* EXERCISE GOAL *
Return all of the data exactly, with nothing left out but the pictures.

* STORED DATA *
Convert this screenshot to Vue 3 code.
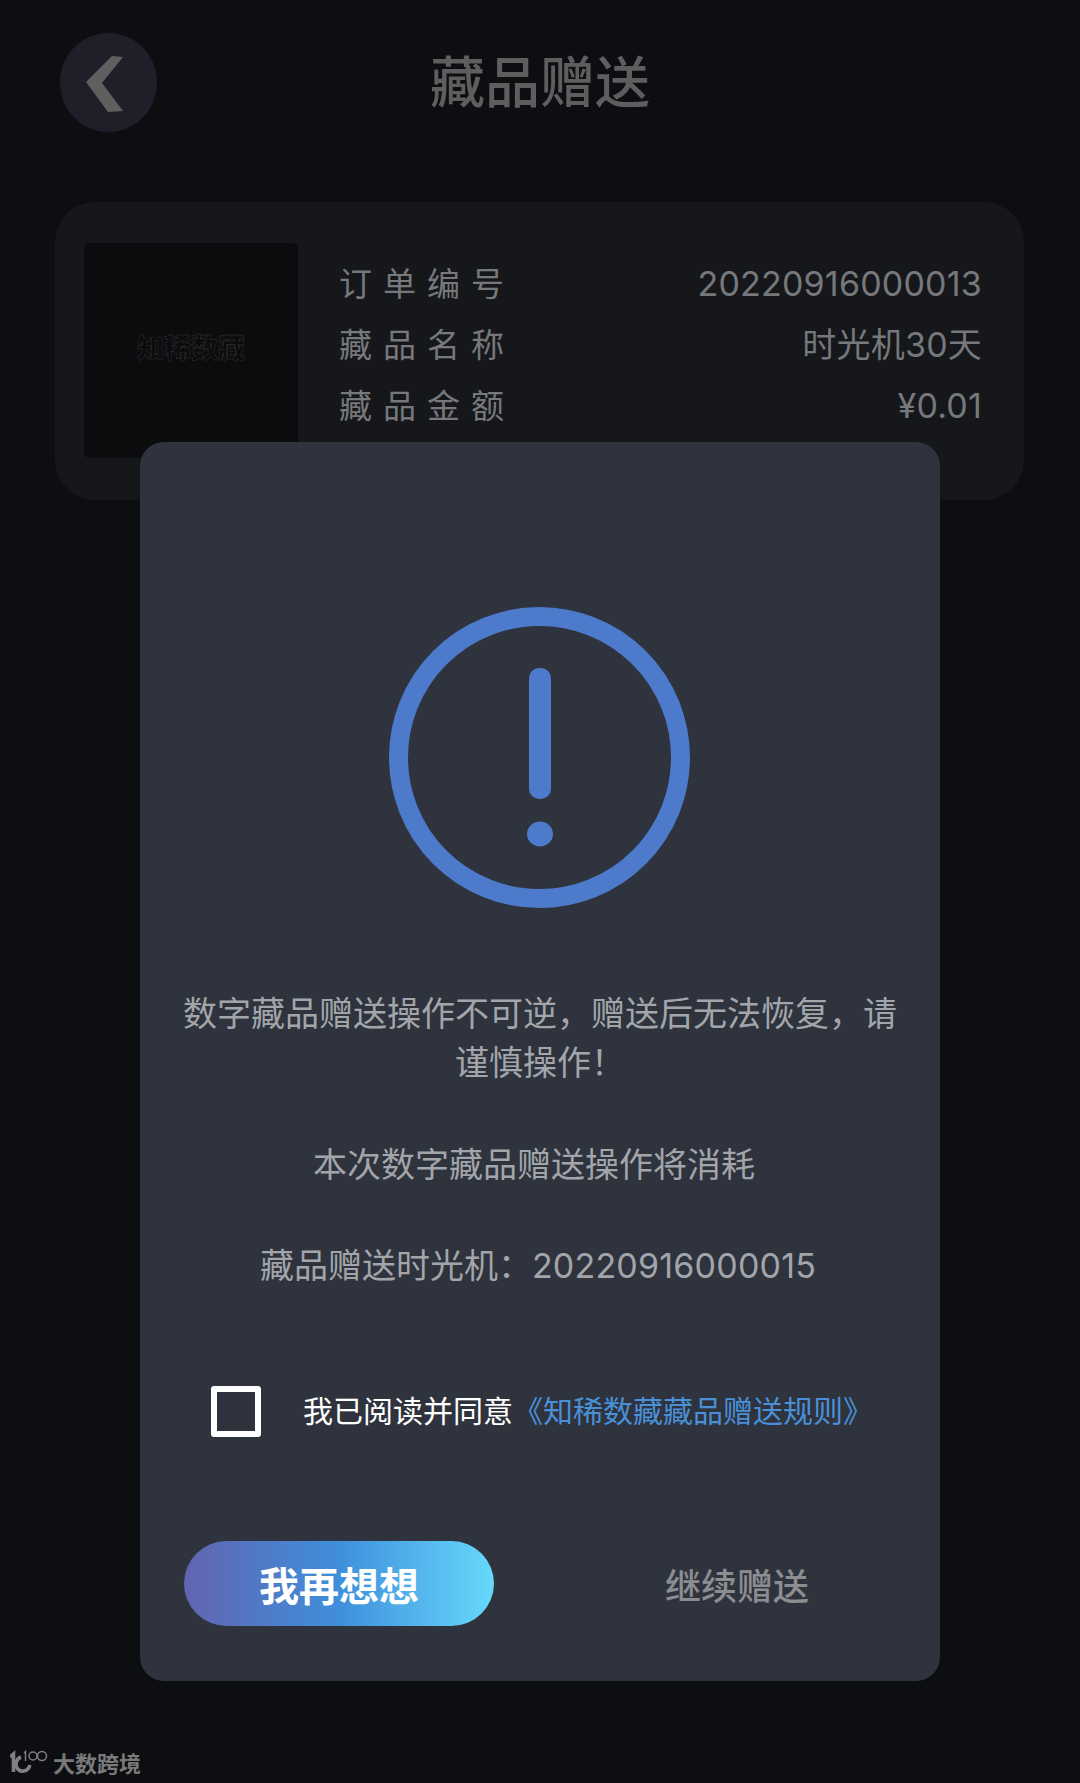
<template>
  <div class="page">
    <header class="top-bar">
      <button class="back-btn" type="button" aria-label="返回">
        <svg width="97" height="99" viewBox="0 0 97 99">
          <path d="M52 23 L63 24 L42 50 L63 78 L48 79 L26 49 Z" fill="#5f5f60" />
        </svg>
      </button>
      <h1 class="title">藏品赠送</h1>
    </header>

    <section class="order-card">
      <div class="cover"><span class="cover-text">知稀数藏</span></div>
      <div class="order-info">
        <div class="info-row" v-for="row in orderRows" :key="row.label">
          <span class="info-label">{{ row.label }}</span>
          <span class="info-value">{{ row.value }}</span>
        </div>
      </div>
    </section>

    <div class="dialog">
      <svg class="alert-icon" width="301" height="301" viewBox="0 0 301 301">
        <circle cx="150.5" cy="150.5" r="141" fill="none" stroke="#4d7acb" stroke-width="19" />
        <rect x="140" y="61" width="22" height="131" rx="10" fill="#4d7acb" />
        <ellipse cx="151" cy="227" rx="13" ry="12.5" fill="#4d7acb" />
      </svg>

      <p class="notice first">数字藏品赠送操作不可逆，赠送后无法恢复，请谨慎操作！</p>
      <p class="notice second">本次数字藏品赠送操作将消耗</p>
      <p class="notice third">藏品赠送时光机：<span class="serial">20220916000015</span></p>

      <label class="agree">
        <span class="checkbox" :class="{ checked: agreed }" @click.prevent="agreed = !agreed"></span>
        <span class="agree-text">我已阅读并同意<a class="rule-link">《知稀数藏藏品赠送规则》</a></span>
      </label>

      <div class="actions">
        <button class="btn-primary" type="button">我再想想</button>
        <button class="btn-plain" type="button">继续赠送</button>
      </div>
    </div>

    <div class="watermark">
      <svg width="38" height="24" viewBox="0 0 38 24" fill="none" stroke="#808080">
        <path d="M0 7 L3.5 4 V22" stroke-width="3.6" />
        <path d="M11 7 C6 9 5 14 7 18 C10 23 18 22 20 15" stroke-width="3.6" />
        <path d="M14 3 L15.5 1.5 V11" stroke-width="1.4" />
        <circle cx="23" cy="6" r="4" stroke-width="1.5" />
        <circle cx="32" cy="6" r="4.5" stroke-width="1.5" />
      </svg>
      <span>大数跨境</span>
    </div>
  </div>
</template>

<script setup>
import { ref } from 'vue'

const agreed = ref(false)

const orderRows = [
  { label: '订单编号', value: '20220916000013' },
  { label: '藏品名称', value: '时光机30天' },
  { label: '藏品金额', value: '¥0.01' }
]
</script>

<style>
html,
body {
  margin: 0;
  background: #0c0e11;
}
</style>

<style scoped>
.page {
  position: relative;
  height: 1783px;
  overflow: hidden;
  background: #0c0e11;
  font-family: Inter, "Noto Sans CJK SC", sans-serif;
}

.top-bar {
  position: relative;
  display: flex;
  justify-content: center;
  align-items: center;
  height: 99px;
  padding-top: 33px;
}

.back-btn {
  position: absolute;
  left: 60px;
  top: 33px;
  width: 97px;
  height: 99px;
  padding: 0;
  border: none;
  border-radius: 50%;
  background: #1e1f28;
}

.back-btn svg {
  display: block;
}

.title {
  margin: 0;
  font-size: 55px;
  font-weight: 500;
  line-height: 99px;
  color: #5e5e5f;
}

.order-card {
  display: flex;
  box-sizing: border-box;
  width: 969px;
  height: 298px;
  margin: 70px 0 0 55px;
  padding: 41px 42px 0 29px;
  border-radius: 40px;
  background: #15171b;
}

.cover {
  display: flex;
  flex: none;
  justify-content: center;
  align-items: center;
  width: 214px;
  height: 215px;
  border-radius: 6px;
  background: #0b0c0e;
}

.cover-text {
  margin-bottom: 8px;
  font-size: 27px;
  font-weight: 900;
  color: #0b0c0e;
  -webkit-text-stroke: 0.6px #2b2b2c;
}

.order-info {
  flex: 1;
  margin: 10px 0 0 41px;
}

.info-row {
  display: flex;
  justify-content: space-between;
  align-items: center;
  height: 61px;
  font-size: 34px;
  line-height: 44px;
  letter-spacing: 0.2px;
  color: #77787b;
}

.info-label {
  font-size: 33px;
  letter-spacing: 11px;
  margin-right: -11px;
}

.dialog {
  position: absolute;
  left: 140px;
  top: 442px;
  box-sizing: border-box;
  width: 800px;
  height: 1239px;
  padding-top: 165px;
  border-radius: 24px;
  background: #2e333d;
}

.alert-icon {
  display: block;
  margin-left: 249px;
}

.notice {
  margin: 0;
  padding: 0 40px;
  font-size: 34px;
  line-height: 49px;
  text-align: center;
  color: #a2a5aa;
}

.notice.first {
  margin-top: 81px;
}

.notice.second {
  margin-top: 53px;
  padding-right: 52px;
}

.notice.third {
  margin-top: 52px;
  padding-right: 44px;
}

.serial {
  letter-spacing: 0.2px;
}

.agree {
  display: flex;
  align-items: center;
  gap: 42px;
  margin: 96px 0 0 71px;
}

.checkbox {
  flex: none;
  box-sizing: border-box;
  width: 50px;
  height: 51px;
  border: 6px solid #fff;
  border-radius: 3px;
}

.checkbox.checked {
  background: #4a90d9;
}

.agree-text {
  margin-bottom: 6px;
  font-size: 30px;
  color: #fff;
  white-space: nowrap;
}

.rule-link {
  color: #4a90d9;
}

.actions {
  display: flex;
  align-items: center;
  gap: 88px;
  margin: 104px 0 0 44px;
}

.btn-primary,
.btn-plain {
  width: 310px;
  height: 85px;
  padding: 0;
  border: none;
  font-family: inherit;
}

.btn-primary {
  border-radius: 43px;
  font-size: 40px;
  font-weight: 700;
  color: #fff;
  background: linear-gradient(90deg, #6264b0 0%, #3f8fdc 50%, #66d9fc 100%);
}

.btn-plain {
  font-size: 36px;
  font-weight: 500;
  color: #8b8d91;
  background: none;
}

.watermark {
  position: absolute;
  left: 10px;
  bottom: 5px;
  display: flex;
  align-items: center;
  gap: 5px;
  font-size: 22px;
  font-weight: 700;
  color: #7a7a7a;
}
</style>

* RESULT OF THE EXERCISE *
Convert this screenshot to Vue 3 code.
<template>
  <div class="page">
    <header class="top-bar">
      <button class="back-btn" type="button" aria-label="返回">
        <svg width="97" height="99" viewBox="0 0 97 99">
          <path d="M52 23 L63 24 L42 50 L63 78 L48 79 L26 49 Z" fill="#5f5f60" />
        </svg>
      </button>
      <h1 class="title">藏品赠送</h1>
    </header>

    <section class="order-card">
      <div class="cover"><span class="cover-text">知稀数藏</span></div>
      <div class="order-info">
        <div class="info-row" v-for="row in orderRows" :key="row.label">
          <span class="info-label">{{ row.label }}</span>
          <span class="info-value">{{ row.value }}</span>
        </div>
      </div>
    </section>

    <div class="dialog">
      <svg class="alert-icon" width="301" height="301" viewBox="0 0 301 301">
        <circle cx="150.5" cy="150.5" r="141" fill="none" stroke="#4d7acb" stroke-width="19" />
        <rect x="140" y="61" width="22" height="131" rx="10" fill="#4d7acb" />
        <ellipse cx="151" cy="227" rx="13" ry="12.5" fill="#4d7acb" />
      </svg>

      <p class="notice first">数字藏品赠送操作不可逆，赠送后无法恢复，请谨慎操作！</p>
      <p class="notice second">本次数字藏品赠送操作将消耗</p>
      <p class="notice third">藏品赠送时光机：<span class="serial">20220916000015</span></p>

      <label class="agree">
        <span class="checkbox" :class="{ checked: agreed }" @click.prevent="agreed = !agreed"></span>
        <span class="agree-text">我已阅读并同意<a class="rule-link">《知稀数藏藏品赠送规则》</a></span>
      </label>

      <div class="actions">
        <button class="btn-primary" type="button">我再想想</button>
        <button class="btn-plain" type="button">继续赠送</button>
      </div>
    </div>

    <div class="watermark">
      <svg width="38" height="24" viewBox="0 0 38 24" fill="none" stroke="#808080">
        <path d="M0 7 L3.5 4 V22" stroke-width="3.6" />
        <path d="M11 7 C6 9 5 14 7 18 C10 23 18 22 20 15" stroke-width="3.6" />
        <path d="M14 3 L15.5 1.5 V11" stroke-width="1.4" />
        <circle cx="23" cy="6" r="4" stroke-width="1.5" />
        <circle cx="32" cy="6" r="4.5" stroke-width="1.5" />
      </svg>
      <span>大数跨境</span>
    </div>
  </div>
</template>

<script setup>
import { ref } from 'vue'

const agreed = ref(false)

const orderRows = [
  { label: '订单编号', value: '20220916000013' },
  { label: '藏品名称', value: '时光机30天' },
  { label: '藏品金额', value: '¥0.01' }
]
</script>

<style>
html,
body {
  margin: 0;
  background: #0c0e11;
}
</style>

<style scoped>
.page {
  position: relative;
  height: 1783px;
  overflow: hidden;
  background: #0c0e11;
  font-family: Inter, "Noto Sans CJK SC", sans-serif;
}

.top-bar {
  position: relative;
  display: flex;
  justify-content: center;
  align-items: center;
  height: 99px;
  padding-top: 33px;
}

.back-btn {
  position: absolute;
  left: 60px;
  top: 33px;
  width: 97px;
  height: 99px;
  padding: 0;
  border: none;
  border-radius: 50%;
  background: #1e1f28;
}

.back-btn svg {
  display: block;
}

.title {
  margin: 0;
  font-size: 55px;
  font-weight: 500;
  line-height: 99px;
  color: #5e5e5f;
}

.order-card {
  display: flex;
  box-sizing: border-box;
  width: 969px;
  height: 298px;
  margin: 70px 0 0 55px;
  padding: 41px 42px 0 29px;
  border-radius: 40px;
  background: #15171b;
}

.cover {
  display: flex;
  flex: none;
  justify-content: center;
  align-items: center;
  width: 214px;
  height: 215px;
  border-radius: 6px;
  background: #0b0c0e;
}

.cover-text {
  margin-bottom: 8px;
  font-size: 27px;
  font-weight: 900;
  color: #0b0c0e;
  -webkit-text-stroke: 0.6px #2b2b2c;
}

.order-info {
  flex: 1;
  margin: 10px 0 0 41px;
}

.info-row {
  display: flex;
  justify-content: space-between;
  align-items: center;
  height: 61px;
  font-size: 34px;
  line-height: 44px;
  letter-spacing: 0.2px;
  color: #77787b;
}

.info-label {
  font-size: 33px;
  letter-spacing: 11px;
  margin-right: -11px;
}

.dialog {
  position: absolute;
  left: 140px;
  top: 442px;
  box-sizing: border-box;
  width: 800px;
  height: 1239px;
  padding-top: 165px;
  border-radius: 24px;
  background: #2e333d;
}

.alert-icon {
  display: block;
  margin-left: 249px;
}

.notice {
  margin: 0;
  padding: 0 40px;
  font-size: 34px;
  line-height: 49px;
  text-align: center;
  color: #a2a5aa;
}

.notice.first {
  margin-top: 81px;
}

.notice.second {
  margin-top: 53px;
  padding-right: 52px;
}

.notice.third {
  margin-top: 52px;
  padding-right: 44px;
}

.serial {
  letter-spacing: 0.2px;
}

.agree {
  display: flex;
  align-items: center;
  gap: 42px;
  margin: 96px 0 0 71px;
}

.checkbox {
  flex: none;
  box-sizing: border-box;
  width: 50px;
  height: 51px;
  border: 6px solid #fff;
  border-radius: 3px;
}

.checkbox.checked {
  background: #4a90d9;
}

.agree-text {
  margin-bottom: 6px;
  font-size: 30px;
  color: #fff;
  white-space: nowrap;
}

.rule-link {
  color: #4a90d9;
}

.actions {
  display: flex;
  align-items: center;
  gap: 88px;
  margin: 104px 0 0 44px;
}

.btn-primary,
.btn-plain {
  width: 310px;
  height: 85px;
  padding: 0;
  border: none;
  font-family: inherit;
}

.btn-primary {
  border-radius: 43px;
  font-size: 40px;
  font-weight: 700;
  color: #fff;
  background: linear-gradient(90deg, #6264b0 0%, #3f8fdc 50%, #66d9fc 100%);
}

.btn-plain {
  font-size: 36px;
  font-weight: 500;
  color: #8b8d91;
  background: none;
}

.watermark {
  position: absolute;
  left: 10px;
  bottom: 5px;
  display: flex;
  align-items: center;
  gap: 5px;
  font-size: 22px;
  font-weight: 700;
  color: #7a7a7a;
}
</style>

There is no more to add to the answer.